• **Exercise goal**
Would you transcribe the listing that follows, character for character, and omit its images?

[start Dataset excerpt]

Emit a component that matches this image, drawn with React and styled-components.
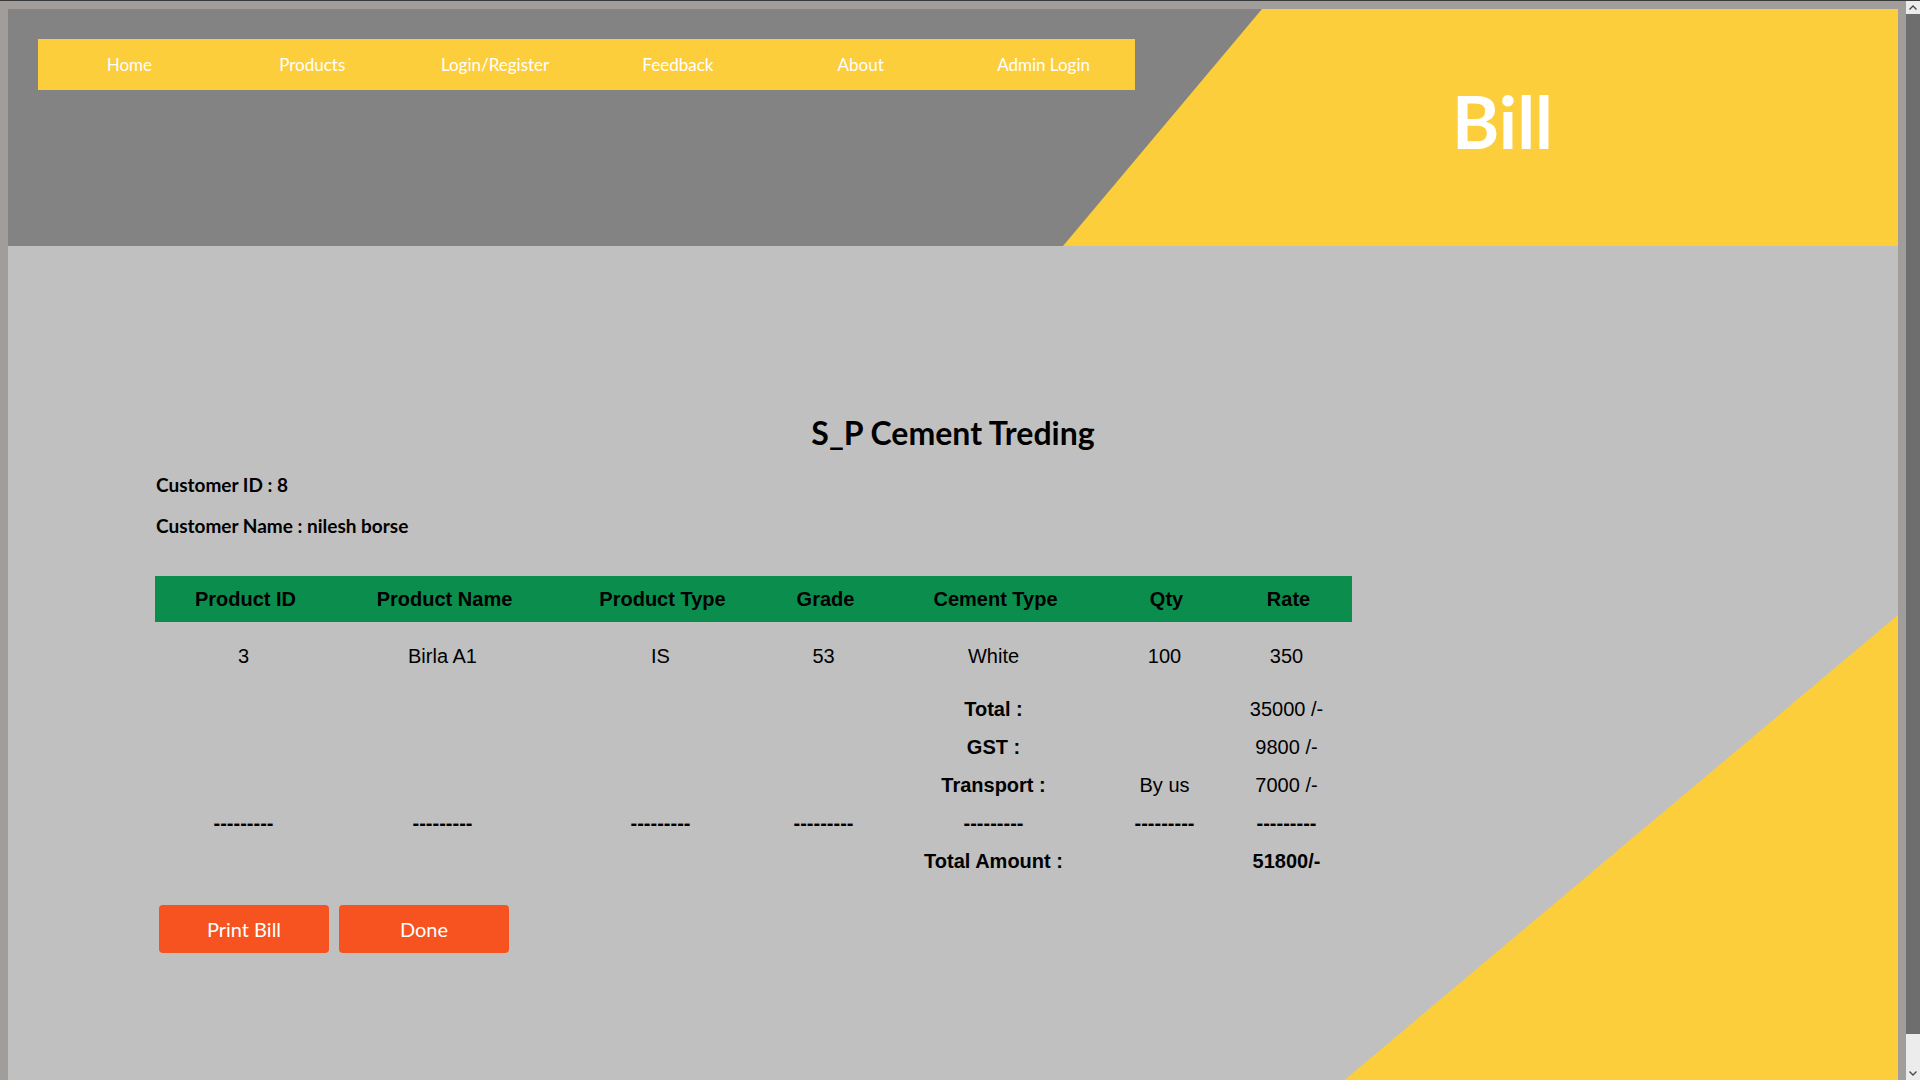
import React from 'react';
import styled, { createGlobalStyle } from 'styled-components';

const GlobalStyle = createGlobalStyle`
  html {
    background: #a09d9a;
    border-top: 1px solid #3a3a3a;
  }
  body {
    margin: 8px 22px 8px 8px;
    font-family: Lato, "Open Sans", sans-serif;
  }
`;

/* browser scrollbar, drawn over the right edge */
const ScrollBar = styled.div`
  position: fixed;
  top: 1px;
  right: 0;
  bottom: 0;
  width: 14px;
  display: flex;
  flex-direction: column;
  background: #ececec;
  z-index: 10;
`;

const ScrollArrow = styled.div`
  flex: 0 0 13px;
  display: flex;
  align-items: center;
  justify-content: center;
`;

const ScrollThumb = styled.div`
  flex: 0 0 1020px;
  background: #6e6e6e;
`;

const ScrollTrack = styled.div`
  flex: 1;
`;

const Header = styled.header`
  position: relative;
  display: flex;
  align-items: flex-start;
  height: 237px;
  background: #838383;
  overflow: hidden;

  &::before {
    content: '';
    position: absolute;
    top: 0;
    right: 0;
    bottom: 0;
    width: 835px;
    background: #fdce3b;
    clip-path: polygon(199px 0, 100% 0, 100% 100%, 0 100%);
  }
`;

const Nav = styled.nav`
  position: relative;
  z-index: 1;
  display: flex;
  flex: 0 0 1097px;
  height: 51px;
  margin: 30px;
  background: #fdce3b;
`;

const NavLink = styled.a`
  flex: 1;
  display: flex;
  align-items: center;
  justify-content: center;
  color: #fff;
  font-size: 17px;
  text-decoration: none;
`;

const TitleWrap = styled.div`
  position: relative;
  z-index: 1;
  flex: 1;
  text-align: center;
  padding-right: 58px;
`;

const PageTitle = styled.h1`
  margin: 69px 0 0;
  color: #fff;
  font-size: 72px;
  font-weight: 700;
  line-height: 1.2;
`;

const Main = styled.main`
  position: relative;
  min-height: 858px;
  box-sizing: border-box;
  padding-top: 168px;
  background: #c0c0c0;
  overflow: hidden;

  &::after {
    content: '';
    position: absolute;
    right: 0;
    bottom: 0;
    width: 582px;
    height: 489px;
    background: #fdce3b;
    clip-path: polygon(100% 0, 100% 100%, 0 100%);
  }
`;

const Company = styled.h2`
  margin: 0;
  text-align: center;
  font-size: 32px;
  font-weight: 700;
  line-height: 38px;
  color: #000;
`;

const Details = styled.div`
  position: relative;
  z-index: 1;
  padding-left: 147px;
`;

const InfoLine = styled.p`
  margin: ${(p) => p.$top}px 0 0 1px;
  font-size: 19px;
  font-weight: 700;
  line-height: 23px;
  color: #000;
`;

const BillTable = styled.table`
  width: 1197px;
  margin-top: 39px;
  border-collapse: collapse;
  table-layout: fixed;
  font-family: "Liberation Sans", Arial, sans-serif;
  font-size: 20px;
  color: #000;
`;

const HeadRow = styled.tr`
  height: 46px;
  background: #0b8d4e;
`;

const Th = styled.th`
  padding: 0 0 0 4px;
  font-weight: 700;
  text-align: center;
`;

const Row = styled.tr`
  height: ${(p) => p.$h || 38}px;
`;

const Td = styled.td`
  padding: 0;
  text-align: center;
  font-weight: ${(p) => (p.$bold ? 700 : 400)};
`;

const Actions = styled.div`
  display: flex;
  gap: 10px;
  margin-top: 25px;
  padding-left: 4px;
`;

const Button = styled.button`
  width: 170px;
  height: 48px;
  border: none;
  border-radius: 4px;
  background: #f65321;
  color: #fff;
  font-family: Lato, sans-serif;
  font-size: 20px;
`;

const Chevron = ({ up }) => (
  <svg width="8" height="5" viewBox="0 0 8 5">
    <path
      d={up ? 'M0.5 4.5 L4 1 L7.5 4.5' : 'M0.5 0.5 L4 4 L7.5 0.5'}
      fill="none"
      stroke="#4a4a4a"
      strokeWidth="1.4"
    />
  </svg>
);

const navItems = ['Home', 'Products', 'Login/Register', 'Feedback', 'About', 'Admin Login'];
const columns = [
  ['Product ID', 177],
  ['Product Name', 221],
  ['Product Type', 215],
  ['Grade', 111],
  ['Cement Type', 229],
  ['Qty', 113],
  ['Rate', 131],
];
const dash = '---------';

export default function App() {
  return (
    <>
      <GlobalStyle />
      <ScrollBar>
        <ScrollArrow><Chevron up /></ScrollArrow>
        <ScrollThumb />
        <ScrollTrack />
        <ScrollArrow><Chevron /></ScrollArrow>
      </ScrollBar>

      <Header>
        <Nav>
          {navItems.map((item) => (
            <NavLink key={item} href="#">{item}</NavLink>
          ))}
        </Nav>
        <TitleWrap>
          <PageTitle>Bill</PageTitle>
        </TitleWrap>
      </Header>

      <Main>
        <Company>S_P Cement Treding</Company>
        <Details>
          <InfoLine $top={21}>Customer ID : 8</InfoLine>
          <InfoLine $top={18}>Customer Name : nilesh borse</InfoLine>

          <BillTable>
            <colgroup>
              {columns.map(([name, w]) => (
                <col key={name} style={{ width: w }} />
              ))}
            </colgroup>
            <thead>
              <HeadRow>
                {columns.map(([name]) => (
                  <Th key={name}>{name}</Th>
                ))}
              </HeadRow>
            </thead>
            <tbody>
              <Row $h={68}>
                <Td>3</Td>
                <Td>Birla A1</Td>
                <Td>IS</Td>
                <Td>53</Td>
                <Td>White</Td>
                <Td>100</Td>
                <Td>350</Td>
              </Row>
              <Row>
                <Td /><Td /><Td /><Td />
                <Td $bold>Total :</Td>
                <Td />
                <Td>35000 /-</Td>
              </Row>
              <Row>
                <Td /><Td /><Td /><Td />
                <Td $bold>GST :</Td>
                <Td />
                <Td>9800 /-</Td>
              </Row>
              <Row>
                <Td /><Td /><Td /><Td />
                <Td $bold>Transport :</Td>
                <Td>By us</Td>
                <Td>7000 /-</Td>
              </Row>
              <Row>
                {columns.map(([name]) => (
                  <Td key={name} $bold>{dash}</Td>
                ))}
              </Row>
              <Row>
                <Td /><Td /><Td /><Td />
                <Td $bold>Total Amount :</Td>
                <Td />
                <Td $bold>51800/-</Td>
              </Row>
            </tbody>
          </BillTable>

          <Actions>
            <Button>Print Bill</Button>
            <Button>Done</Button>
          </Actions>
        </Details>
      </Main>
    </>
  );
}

[end Dataset excerpt]

• **Result of this task**
Emit a component that matches this image, drawn with React and styled-components.
import React from 'react';
import styled, { createGlobalStyle } from 'styled-components';

const GlobalStyle = createGlobalStyle`
  html {
    background: #a09d9a;
    border-top: 1px solid #3a3a3a;
  }
  body {
    margin: 8px 22px 8px 8px;
    font-family: Lato, "Open Sans", sans-serif;
  }
`;

/* browser scrollbar, drawn over the right edge */
const ScrollBar = styled.div`
  position: fixed;
  top: 1px;
  right: 0;
  bottom: 0;
  width: 14px;
  display: flex;
  flex-direction: column;
  background: #ececec;
  z-index: 10;
`;

const ScrollArrow = styled.div`
  flex: 0 0 13px;
  display: flex;
  align-items: center;
  justify-content: center;
`;

const ScrollThumb = styled.div`
  flex: 0 0 1020px;
  background: #6e6e6e;
`;

const ScrollTrack = styled.div`
  flex: 1;
`;

const Header = styled.header`
  position: relative;
  display: flex;
  align-items: flex-start;
  height: 237px;
  background: #838383;
  overflow: hidden;

  &::before {
    content: '';
    position: absolute;
    top: 0;
    right: 0;
    bottom: 0;
    width: 835px;
    background: #fdce3b;
    clip-path: polygon(199px 0, 100% 0, 100% 100%, 0 100%);
  }
`;

const Nav = styled.nav`
  position: relative;
  z-index: 1;
  display: flex;
  flex: 0 0 1097px;
  height: 51px;
  margin: 30px;
  background: #fdce3b;
`;

const NavLink = styled.a`
  flex: 1;
  display: flex;
  align-items: center;
  justify-content: center;
  color: #fff;
  font-size: 17px;
  text-decoration: none;
`;

const TitleWrap = styled.div`
  position: relative;
  z-index: 1;
  flex: 1;
  text-align: center;
  padding-right: 58px;
`;

const PageTitle = styled.h1`
  margin: 69px 0 0;
  color: #fff;
  font-size: 72px;
  font-weight: 700;
  line-height: 1.2;
`;

const Main = styled.main`
  position: relative;
  min-height: 858px;
  box-sizing: border-box;
  padding-top: 168px;
  background: #c0c0c0;
  overflow: hidden;

  &::after {
    content: '';
    position: absolute;
    right: 0;
    bottom: 0;
    width: 582px;
    height: 489px;
    background: #fdce3b;
    clip-path: polygon(100% 0, 100% 100%, 0 100%);
  }
`;

const Company = styled.h2`
  margin: 0;
  text-align: center;
  font-size: 32px;
  font-weight: 700;
  line-height: 38px;
  color: #000;
`;

const Details = styled.div`
  position: relative;
  z-index: 1;
  padding-left: 147px;
`;

const InfoLine = styled.p`
  margin: ${(p) => p.$top}px 0 0 1px;
  font-size: 19px;
  font-weight: 700;
  line-height: 23px;
  color: #000;
`;

const BillTable = styled.table`
  width: 1197px;
  margin-top: 39px;
  border-collapse: collapse;
  table-layout: fixed;
  font-family: "Liberation Sans", Arial, sans-serif;
  font-size: 20px;
  color: #000;
`;

const HeadRow = styled.tr`
  height: 46px;
  background: #0b8d4e;
`;

const Th = styled.th`
  padding: 0 0 0 4px;
  font-weight: 700;
  text-align: center;
`;

const Row = styled.tr`
  height: ${(p) => p.$h || 38}px;
`;

const Td = styled.td`
  padding: 0;
  text-align: center;
  font-weight: ${(p) => (p.$bold ? 700 : 400)};
`;

const Actions = styled.div`
  display: flex;
  gap: 10px;
  margin-top: 25px;
  padding-left: 4px;
`;

const Button = styled.button`
  width: 170px;
  height: 48px;
  border: none;
  border-radius: 4px;
  background: #f65321;
  color: #fff;
  font-family: Lato, sans-serif;
  font-size: 20px;
`;

const Chevron = ({ up }) => (
  <svg width="8" height="5" viewBox="0 0 8 5">
    <path
      d={up ? 'M0.5 4.5 L4 1 L7.5 4.5' : 'M0.5 0.5 L4 4 L7.5 0.5'}
      fill="none"
      stroke="#4a4a4a"
      strokeWidth="1.4"
    />
  </svg>
);

const navItems = ['Home', 'Products', 'Login/Register', 'Feedback', 'About', 'Admin Login'];
const columns = [
  ['Product ID', 177],
  ['Product Name', 221],
  ['Product Type', 215],
  ['Grade', 111],
  ['Cement Type', 229],
  ['Qty', 113],
  ['Rate', 131],
];
const dash = '---------';

export default function App() {
  return (
    <>
      <GlobalStyle />
      <ScrollBar>
        <ScrollArrow><Chevron up /></ScrollArrow>
        <ScrollThumb />
        <ScrollTrack />
        <ScrollArrow><Chevron /></ScrollArrow>
      </ScrollBar>

      <Header>
        <Nav>
          {navItems.map((item) => (
            <NavLink key={item} href="#">{item}</NavLink>
          ))}
        </Nav>
        <TitleWrap>
          <PageTitle>Bill</PageTitle>
        </TitleWrap>
      </Header>

      <Main>
        <Company>S_P Cement Treding</Company>
        <Details>
          <InfoLine $top={21}>Customer ID : 8</InfoLine>
          <InfoLine $top={18}>Customer Name : nilesh borse</InfoLine>

          <BillTable>
            <colgroup>
              {columns.map(([name, w]) => (
                <col key={name} style={{ width: w }} />
              ))}
            </colgroup>
            <thead>
              <HeadRow>
                {columns.map(([name]) => (
                  <Th key={name}>{name}</Th>
                ))}
              </HeadRow>
            </thead>
            <tbody>
              <Row $h={68}>
                <Td>3</Td>
                <Td>Birla A1</Td>
                <Td>IS</Td>
                <Td>53</Td>
                <Td>White</Td>
                <Td>100</Td>
                <Td>350</Td>
              </Row>
              <Row>
                <Td /><Td /><Td /><Td />
                <Td $bold>Total :</Td>
                <Td />
                <Td>35000 /-</Td>
              </Row>
              <Row>
                <Td /><Td /><Td /><Td />
                <Td $bold>GST :</Td>
                <Td />
                <Td>9800 /-</Td>
              </Row>
              <Row>
                <Td /><Td /><Td /><Td />
                <Td $bold>Transport :</Td>
                <Td>By us</Td>
                <Td>7000 /-</Td>
              </Row>
              <Row>
                {columns.map(([name]) => (
                  <Td key={name} $bold>{dash}</Td>
                ))}
              </Row>
              <Row>
                <Td /><Td /><Td /><Td />
                <Td $bold>Total Amount :</Td>
                <Td />
                <Td $bold>51800/-</Td>
              </Row>
            </tbody>
          </BillTable>

          <Actions>
            <Button>Print Bill</Button>
            <Button>Done</Button>
          </Actions>
        </Details>
      </Main>
    </>
  );
}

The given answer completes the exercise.